After slicing: Pour a small amount of warm stock over the sliced meat to moisten it before serving. This can help rescue dry white meat in particular.

 

Simple Roast Turkey

6 to 8 servings

  • 1 (12-to 14-pound) turkey, preferably fresh, giblets removed; if turkey was frozen, thaw completely in refrigerator (this can take days)
  • 2 tablespoons kosher salt
  • 1 tablespoon ground black pepper
  • 1 large onion, peeled and quartered
  • 3 stalks celery, each cut crosswise into two or three pieces.

A half-hour before cooking, take the turkey out of the refrigerator. Pat the turkey dry with paper towels. Place it in a large roasting pan and set aside. Place a rack in the lower third of the oven; heat the oven to 425 degrees. Higher heat speeds roasting without too much splattering and smoking.

Mix salt and pepper together and rub mixture all over skin and inside cavity of turkey. Stuff cavity with onion and celery. If you wish, tie legs together with kitchen twine and tuck wingtips under wing, but this will slow cooking time.

Put turkey in oven, uncovered.
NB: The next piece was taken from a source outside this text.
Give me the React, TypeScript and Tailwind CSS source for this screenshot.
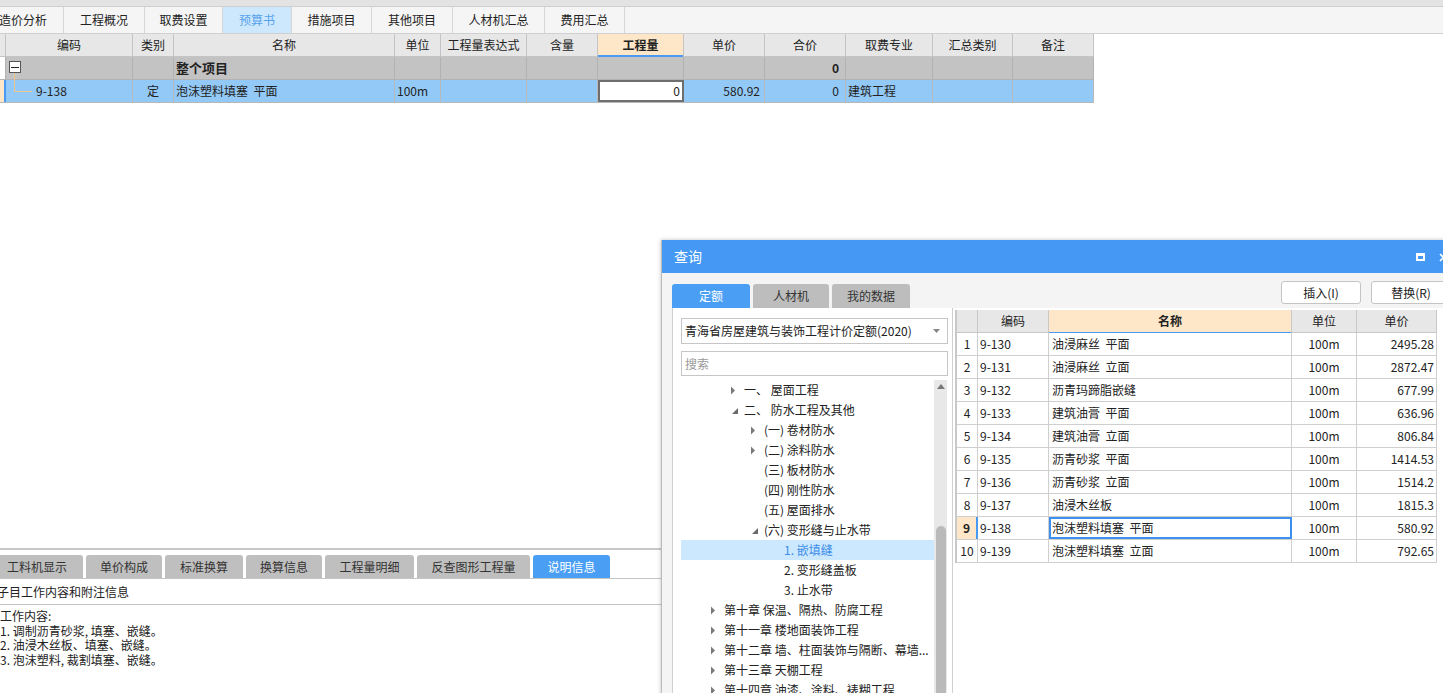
import React from 'react';

type Col = { label: string; w: number; hl?: boolean };

const topTabs = [
  { label: '造价分析', w: 81 },
  { label: '工程概况', w: 81 },
  { label: '取费设置', w: 78 },
  { label: '预算书', w: 69, active: true },
  { label: '措施项目', w: 80 },
  { label: '其他项目', w: 81 },
  { label: '人材机汇总', w: 92 },
  { label: '费用汇总', w: 80 },
];

const mainCols: Col[] = [
  { label: '编码', w: 127 },
  { label: '类别', w: 41 },
  { label: '名称', w: 221 },
  { label: '单位', w: 46 },
  { label: '工程量表达式', w: 86 },
  { label: '含量', w: 71 },
  { label: '工程量', w: 86, hl: true },
  { label: '单价', w: 81 },
  { label: '合价', w: 81 },
  { label: '取费专业', w: 87 },
  { label: '汇总类别', w: 80 },
  { label: '备注', w: 81 },
];

const bottomTabs = [
  { label: '工料机显示', w: 92 },
  { label: '单价构成', w: 76 },
  { label: '标准换算', w: 78 },
  { label: '换算信息', w: 76 },
  { label: '工程量明细', w: 89 },
  { label: '反查图形工程量', w: 113 },
  { label: '说明信息', w: 77, active: true },
];

type TreeItem = { level: number; arrow?: 'right' | 'down'; text: string; selected?: boolean };

const tree: TreeItem[] = [
  { level: 1, arrow: 'right', text: '一、 屋面工程' },
  { level: 1, arrow: 'down', text: '二、 防水工程及其他' },
  { level: 2, arrow: 'right', text: '(一) 卷材防水' },
  { level: 2, arrow: 'right', text: '(二) 涂料防水' },
  { level: 2, text: '(三) 板材防水' },
  { level: 2, text: '(四) 刚性防水' },
  { level: 2, text: '(五) 屋面排水' },
  { level: 2, arrow: 'down', text: '(六) 变形缝与止水带' },
  { level: 3, text: '1. 嵌填缝', selected: true },
  { level: 3, text: '2. 变形缝盖板' },
  { level: 3, text: '3. 止水带' },
  { level: 0, arrow: 'right', text: '第十章 保温、隔热、防腐工程' },
  { level: 0, arrow: 'right', text: '第十一章 楼地面装饰工程' },
  { level: 0, arrow: 'right', text: '第十二章 墙、柱面装饰与隔断、幕墙...' },
  { level: 0, arrow: 'right', text: '第十三章 天棚工程' },
  { level: 0, arrow: 'right', text: '第十四章 油漆、涂料、裱糊工程' },
];

const quotas = [
  ['9-130', '油浸麻丝 平面', '2495.28'],
  ['9-131', '油浸麻丝 立面', '2872.47'],
  ['9-132', '沥青玛蹄脂嵌缝', '677.99'],
  ['9-133', '建筑油膏 平面', '636.96'],
  ['9-134', '建筑油膏 立面', '806.84'],
  ['9-135', '沥青砂浆 平面', '1414.53'],
  ['9-136', '沥青砂浆 立面', '1514.2'],
  ['9-137', '油浸木丝板', '1815.3'],
  ['9-138', '泡沫塑料填塞 平面', '580.92'],
  ['9-139', '泡沫塑料填塞 立面', '792.65'],
];

function Arrow({ dir }: { dir?: 'right' | 'down' }) {
  if (dir === 'right')
    return (
      <svg width="6" height="9" viewBox="0 0 6 9" className="ml-[2px]">
        <path d="M1 0.5 L5 4.5 L1 8.5 Z" fill="#7a7a7a" />
      </svg>
    );
  if (dir === 'down')
    return (
      <svg width="8" height="8" viewBox="0 0 8 8" className="ml-[3px] mt-[2px]">
        <path d="M7 1 L7 7 L1 7 Z" fill="#6a6a6a" />
      </svg>
    );
  return null;
}

function MainTable() {
  return (
    <div className="w-[1094px] text-[12px] text-[#222]">
      {/* header */}
      <div className="flex h-[23px] bg-[#e7e7e7] border-b border-[#c4c4c4]">
        <div className="w-[6px] border-r border-[#c4c4c4]" />
        {mainCols.map((c) => (
          <div
            key={c.label}
            style={{ width: c.w }}
            className={
              c.hl
                ? 'relative flex items-center justify-center border-r border-[#c4c4c4] bg-[#fde7c8] font-bold'
                : 'flex items-center justify-center border-r border-[#c4c4c4]'
            }
          >
            {c.label}
            {c.hl && <div className="absolute bottom-[-1px] left-0 right-0 h-[2px] bg-[#4a9af5]" />}
          </div>
        ))}
      </div>
      {/* group row */}
      <div className="flex h-[23px] bg-[#c3c3c3] border-b border-[#b2b2b2]">
        <div className="w-[6px] bg-white border-r border-[#b2b2b2]" />
        <div className="relative w-[127px] border-r border-[#b2b2b2]">
          <div className="absolute left-[3px] top-[4px] w-[12px] h-[12px] bg-white border border-[#555] flex items-center justify-center">
            <div className="w-[8px] h-[1px] bg-[#222]" />
          </div>
          <div className="absolute left-[8px] top-[16px] bottom-[-1px] w-[1px] bg-[#f0c58d]" />
        </div>
        <div className="w-[41px] border-r border-[#b2b2b2]" />
        <div className="w-[221px] border-r border-[#b2b2b2] flex items-center pl-[2px] font-bold text-[13px]">
          整个项目
        </div>
        <div className="w-[46px] border-r border-[#b2b2b2]" />
        <div className="w-[86px] border-r border-[#b2b2b2]" />
        <div className="w-[71px] border-r border-[#b2b2b2]" />
        <div className="w-[86px] border-r border-[#b2b2b2]" />
        <div className="w-[81px] border-r border-[#b2b2b2]" />
        <div className="w-[81px] border-r border-[#b2b2b2] flex items-center justify-end pr-[6px] font-bold">0</div>
        <div className="w-[87px] border-r border-[#b2b2b2]" />
        <div className="w-[80px] border-r border-[#b2b2b2]" />
        <div className="w-[81px] border-r border-[#b2b2b2]" />
      </div>
      {/* item row */}
      <div className="flex h-[23px] bg-[#93c9f6] border-b border-[#b8b8b8]">
        <div className="w-[6px] bg-[#fde7c8] border-r-2 border-[#4a9af5]" />
        <div className="relative w-[127px] border-r border-[#b8b8b8] flex items-center pl-[30px]">
          <div className="absolute left-[8px] top-0 h-[11px] w-[1px] bg-[#f0c58d]" />
          <div className="absolute left-[8px] top-[11px] h-[1px] w-[18px] bg-[#f0c58d]" />
          9-138
        </div>
        <div className="w-[41px] border-r border-[#b8b8b8] flex items-center justify-center">定</div>
        <div className="w-[221px] border-r border-[#b8b8b8] flex items-center pl-[2px] whitespace-pre">泡沫塑料填塞  平面</div>
        <div className="w-[46px] border-r border-[#b8b8b8] flex items-center pl-[2px]">100m</div>
        <div className="w-[86px] border-r border-[#b8b8b8]" />
        <div className="w-[71px] border-r border-[#b8b8b8]" />
        <div className="w-[86px] bg-white border-2 border-[#6e6e6e] flex items-center justify-end pr-[2px]">0</div>
        <div className="w-[81px] border-r border-[#b8b8b8] flex items-center justify-end pr-[4px]">580.92</div>
        <div className="w-[81px] border-r border-[#b8b8b8] flex items-center justify-end pr-[6px]">0</div>
        <div className="w-[87px] border-r border-[#b8b8b8] flex items-center pl-[2px]">建筑工程</div>
        <div className="w-[80px] border-r border-[#b8b8b8]" />
        <div className="w-[81px] border-r border-[#b8b8b8]" />
      </div>
    </div>
  );
}

function BottomPanel() {
  return (
    <div className="border-t-2 border-[#c8c8c8] text-[12px] text-[#222]">
      <div className="flex gap-[3px] pt-[5px] border-b border-[#c4c4c4]">
        {bottomTabs.map((t, i) => (
          <div
            key={t.label}
            style={{ width: t.w }}
            className={
              (i === 0 ? '-ml-[9px] ' : '') +
              (t.active
                ? 'h-[23px] rounded-t-[3px] bg-[#4a9ff5] text-white flex items-center justify-center'
                : 'h-[23px] rounded-t-[3px] bg-[#bfbfbf] text-[#333] flex items-center justify-center')
            }
          >
            {t.label}
          </div>
        ))}
      </div>
      <div className="h-[26px] flex items-center border-b border-[#c4c4c4] -ml-[3px]">
        子目工作内容和附注信息
      </div>
      <div className="pt-[4px] leading-[14.5px]">
        <div>工作内容:</div>
        <div>1. 调制沥青砂浆, 填塞、嵌缝。</div>
        <div>2. 油浸木丝板、填塞、嵌缝。</div>
        <div>3. 泡沫塑料, 裁割填塞、嵌缝。</div>
      </div>
    </div>
  );
}

function QueryDialog() {
  return (
    <div className="absolute left-[661px] top-[240px] w-[800px] h-[460px] flex flex-col bg-[#f4f4f4] border-l border-[#bcbcbc] shadow-[0_0_4px_rgba(0,0,0,0.25)] text-[12px] text-[#222]">
      <div className="relative h-[33px] bg-[#4599f5] flex items-center pl-[12px] text-white text-[14px]">
        查询
        <div className="absolute left-[754px] top-[13px] w-[9px] h-[8px] border-2 border-t-[3px] border-white" />
        <svg className="absolute left-[777px] top-[13px]" width="9" height="9" viewBox="0 0 9 9">
          <path d="M1 1 L8 8 M8 1 L1 8" stroke="white" strokeWidth="1.6" />
        </svg>
      </div>
      <div className="h-[35px] flex items-end pl-[10px]">
        <div className="flex gap-[3px]">
          <div className="w-[78px] h-[24px] rounded-t-[3px] bg-[#4a9ff5] text-white flex items-center justify-center">定额</div>
          <div className="w-[76px] h-[24px] rounded-t-[3px] bg-[#bdbdbd] text-[#333] flex items-center justify-center">人材机</div>
          <div className="w-[78px] h-[24px] rounded-t-[3px] bg-[#bdbdbd] text-[#333] flex items-center justify-center">我的数据</div>
        </div>
        <div className="ml-auto flex gap-[10px] mb-[4px] mr-[10px]">
          <div className="w-[80px] h-[23px] bg-white border border-[#c4c4c4] rounded-[3px] flex items-center justify-center">插入(I)</div>
          <div className="w-[80px] h-[23px] bg-white border border-[#c4c4c4] rounded-[3px] flex items-center justify-center">替换(R)</div>
        </div>
      </div>
      <div className="flex flex-1 min-h-0">
        {/* left pane */}
        <div className="ml-[10px] w-[281px] bg-white border-l border-r border-[#cfcfcf] pt-[10px] pl-[8px] flex flex-col">
          <div className="w-[267px] h-[26px] border border-[#c6c6c6] flex items-center pl-[3px] text-[#222]">
            青海省房屋建筑与装饰工程计价定额(2020)
            <svg className="ml-auto mr-[7px]" width="7" height="4" viewBox="0 0 7 4">
              <path d="M0 0 L7 0 L3.5 4 Z" fill="#888" />
            </svg>
          </div>
          <div className="mt-[7px] w-[267px] h-[25px] border border-[#c6c6c6] flex items-center pl-[3px] text-[#9a9a9a]">
            搜索
          </div>
          <div className="mt-[4px] flex flex-1 min-h-0">
            <div className="w-[253px] overflow-hidden">
              {tree.map((t) => (
                <div
                  key={t.text}
                  style={{ paddingLeft: 27 + t.level * 20 }}
                  className={
                    t.selected
                      ? 'h-[20px] flex items-center bg-[#cce8ff] text-[#3b8de8] whitespace-nowrap'
                      : 'h-[20px] flex items-center text-[#222] whitespace-nowrap'
                  }
                >
                  <div className="w-[16px] shrink-0 flex items-center">
                    <Arrow dir={t.arrow} />
                  </div>
                  <span className="whitespace-pre">{t.text}</span>
                </div>
              ))}
            </div>
            <div className="w-[13px] bg-[#e8e8e8] flex flex-col items-center">
              <svg className="mt-[4px]" width="8" height="5" viewBox="0 0 8 5">
                <path d="M0 5 L8 5 L4 0 Z" fill="#777" />
              </svg>
              <div className="mt-[137px] w-[10px] flex-1 bg-[#bababa] rounded-t-full" />
            </div>
          </div>
        </div>
        {/* right pane */}
        <div className="flex-1 bg-white pl-[2px] pt-[2px]">
          <div className="w-[482px] border-l-2 border-[#c8c8c8]">
            <div className="flex h-[23px] bg-[#e7e7e7] border-b border-[#c8c8c8]">
              <div className="w-[21px] border-r border-[#c8c8c8]" />
              <div className="w-[71px] border-r border-[#c8c8c8] flex items-center justify-center">编码</div>
              <div className="relative w-[243px] border-r border-[#c8c8c8] bg-[#fde7c8] flex items-center justify-center font-bold">
                名称
                <div className="absolute bottom-[-1px] left-0 right-0 h-[1px] bg-[#4a9af5]" />
              </div>
              <div className="w-[65px] border-r border-[#c8c8c8] flex items-center justify-center">单位</div>
              <div className="w-[80px] border-r border-[#c8c8c8] flex items-center justify-center">单价</div>
            </div>
            {quotas.map((q, i) => {
              const sel = i === 8;
              return (
                <div key={q[0]} className="flex h-[23px] border-b border-[#cfcfcf]">
                  <div
                    className={
                      sel
                        ? 'w-[21px] bg-[#fde7c8] border-r-2 border-[#4a9af5] flex items-center justify-center font-bold'
                        : 'w-[21px] border-r border-[#cfcfcf] flex items-center justify-center'
                    }
                  >
                    {i + 1}
                  </div>
                  <div className="w-[71px] border-r border-[#cfcfcf] flex items-center pl-[2px]">{q[0]}</div>
                  <div
                    className={
                      sel
                        ? 'w-[243px] border-2 border-[#3d8ff0] flex items-center pl-[1px] whitespace-pre'
                        : 'w-[243px] border-r border-[#cfcfcf] flex items-center pl-[3px] whitespace-pre'
                    }
                  >
                    {q[1].replace(' ', '  ')}
                  </div>
                  <div className="w-[65px] border-r border-[#cfcfcf] flex items-center justify-center">100m</div>
                  <div className="w-[80px] border-r border-[#cfcfcf] flex items-center justify-end pr-[2px]">{q[2]}</div>
                </div>
              );
            })}
          </div>
        </div>
      </div>
    </div>
  );
}

export default function App() {
  return (
    <div className="relative w-[1443px] h-[693px] overflow-hidden bg-white font-['Noto_Sans_CJK_SC','Noto_Sans',sans-serif]">
      <div className="h-[7px] bg-[#e3e3e3] border-b border-[#d0d0d0]" />
      <div className="flex h-[27px] bg-[#f5f5f5] border-b border-[#d0d0d0] text-[12px] text-[#222]">
        {topTabs.map((t, i) => (
          <div
            key={t.label}
            style={{ width: t.w }}
            className={
              (i === 0 ? '-ml-[17px] ' : '') +
              (t.active
                ? 'flex items-center justify-center border-r border-[#d6d6d6] bg-[#cde8fd] text-[#58a2ec]'
                : 'flex items-center justify-center border-r border-[#d6d6d6]')
            }
          >
            {t.label}
          </div>
        ))}
      </div>
      <MainTable />
      <div className="h-[445px]" />
      <BottomPanel />
      <QueryDialog />
    </div>
  );
}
After a half-hour, remove turkey and place a sheet of foil over breast, crimping edges to side of roasting pan. Place pan back in oven.

After another hour, remove turkey from oven, take off foil and discard. Do not baste. Begin checking temperature by inserting a meat thermometer straight down into fleshiest part of thigh, where it meets drumstick. Check a second spot, then remove thermometer.

Place the bird back in the oven, checking periodically until thermometer reads about 165 degrees. Total cooking time should be 11/2 to 2 1/2 hours, depending on size of turkey. If bird is larger than 14 pounds, keep foil on longer.

Remove the pan from the oven and cover turkey with fresh foil and then a damp kitchen towel. Let it rest for a half-hour before carving. The turkey will continue to cook and the juices will set into the meat.

Start to finish: 1 1/2 to 2 1/2 hours, plus half-hour's resting before serving.